Cities sit at the heart of Europe’s clean energy challenge, and its most powerful opportunities. 

Giulia Conforto is a Senior Researcher at e-think energy research, with deep expertise in developing international projects and partnerships for sustainable energy. Her research focuses on financing the decarbonisation of buildings, heating, and cooling systems, with a emphasis on geothermal energy. She delivers policy and economic assessments, develops capacity building programmes, and drafts and acquires new projects. In this conversation, she explains how the EU-funded ESCALATE project helps municipalities plan cleaner, more energy-efficient heating and cooling systems, and why financial barriers are often not what they seem. 

To start off, could you give us a quick overview of the ESCALATE project and what its main mission is?

The ESCALATE project supports Europe’s clean energy shift by helping cities develop their heating and cooling plans. Our mission is to enable local governments, especially those with limited capacity, to create practical, effective, and climate-aligned strategies for heating and cooling, which are typically hard-to-abate sectors. We aim to make planning more accessible, more standardised, and ultimately more impactful by equipping municipalities with the tools, training, and guidance they need to build resilient and low-carbon systems.

As Europe works towards its carbon neutrality goal by 2050, we know buildings play a huge role in energy consumption and emissions. In this context, how important do you think is to make cities more energy efficient, especially when it comes to heating and cooling?

Buildings account for around 40% of the EU’s energy use and emissions, and heating and cooling represent the biggest share of that. Unlike electricity, which is decarbonising quickly due to renewables, heating and cooling remain difficult to transform, especially in existing buildings. Making cities more energy-efficient is absolutely essential because urban areas concentrate both the population and infrastructure. If we don’t address energy waste in heating and cooling at the urban level, we simply won’t meet our climate targets. It’s a challenge that requires both policy ambition and local action. 

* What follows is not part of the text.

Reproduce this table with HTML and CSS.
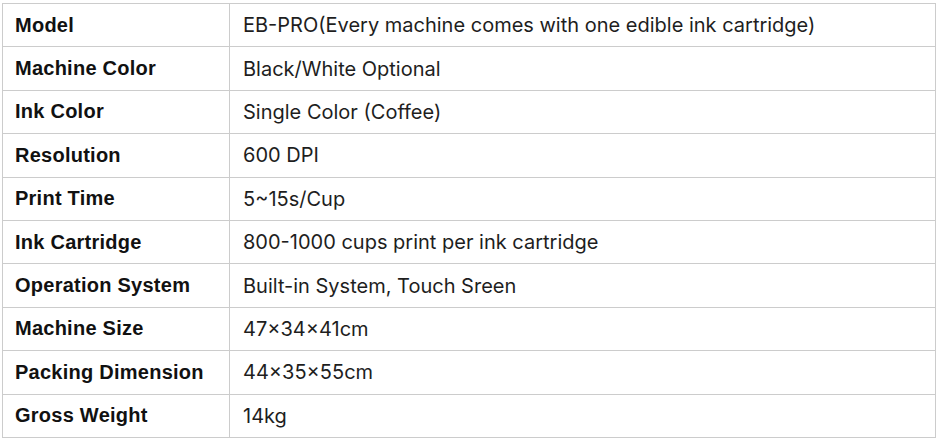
FILE: index.html
```html
<!DOCTYPE html>
<html lang="en">
<head>
<meta charset="utf-8">
<title>Specifications</title>
<link rel="stylesheet" href="styles.css">
</head>
<body>
<table class="spec">
  <tbody>
    <tr><th>Model</th><td>EB-PRO(Every machine comes with one edible ink cartridge)</td></tr>
    <tr><th>Machine Color</th><td>Black/White Optional</td></tr>
    <tr><th>Ink Color</th><td>Single Color (Coffee)</td></tr>
    <tr><th>Resolution</th><td>600 DPI</td></tr>
    <tr><th>Print Time</th><td>5~15s/Cup</td></tr>
    <tr><th>Ink Cartridge</th><td>800-1000 cups print per ink cartridge</td></tr>
    <tr><th>Operation System</th><td>Built-in System, Touch Sreen</td></tr>
    <tr><th>Machine Size</th><td>47×34×41cm</td></tr>
    <tr><th>Packing Dimension</th><td>44×35×55cm</td></tr>
    <tr><th>Gross Weight</th><td>14kg</td></tr>
  </tbody>
</table>
</body>
</html>
```
FILE: styles.css
```css
html, body {
  margin: 0;
  padding: 0;
  background: #ffffff;
}

.spec {
  border-collapse: collapse;
  width: 934px;
  margin: 3px 0 0 2px;
  table-layout: fixed;
}

.spec th,
.spec td {
  border: 1px solid #cccccc;
  height: 43.4px;
  padding: 0 13px;
  vertical-align: middle;
  text-align: left;
  box-sizing: border-box;
}

.spec th {
  width: 227px;
  font-family: "Liberation Sans", Arial, sans-serif;
  font-weight: 700;
  font-size: 20px;
  letter-spacing: 0.25px;
  color: #111111;
  padding-left: 12px;
}

.spec td {
  font-family: Inter, "Noto Sans", sans-serif;
  font-weight: 400;
  font-size: 20px;
  color: #1e1e1e;
  padding-left: 13px;
}
```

How does ESCALATE support cities in creating or upgrading their local heating and cooling plans? What kind of tools or say guidance does the project provide?

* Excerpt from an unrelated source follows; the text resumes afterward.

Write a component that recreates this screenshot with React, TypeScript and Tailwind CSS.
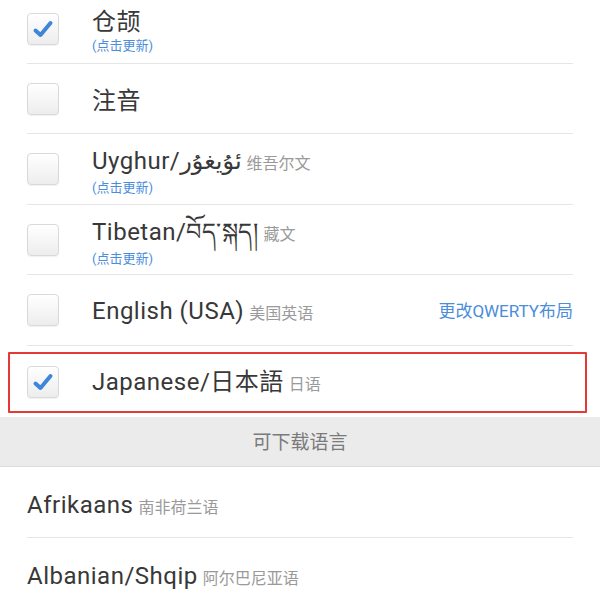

Medium and smaller municipalities often lack the staff, money, and expertise for heating and cooling plans. ESCALATE works with regional energy agencies to close this gap. These agencies are trained through our project to become external experts that can directly support local authorities. We provide a standardized training platform, a structured planning methodology, and ready-to-use templates and guidelines that ensure compliance with EU directives. This way, even cities with limited capacity can create robust and future-proof heating and cooling strategies.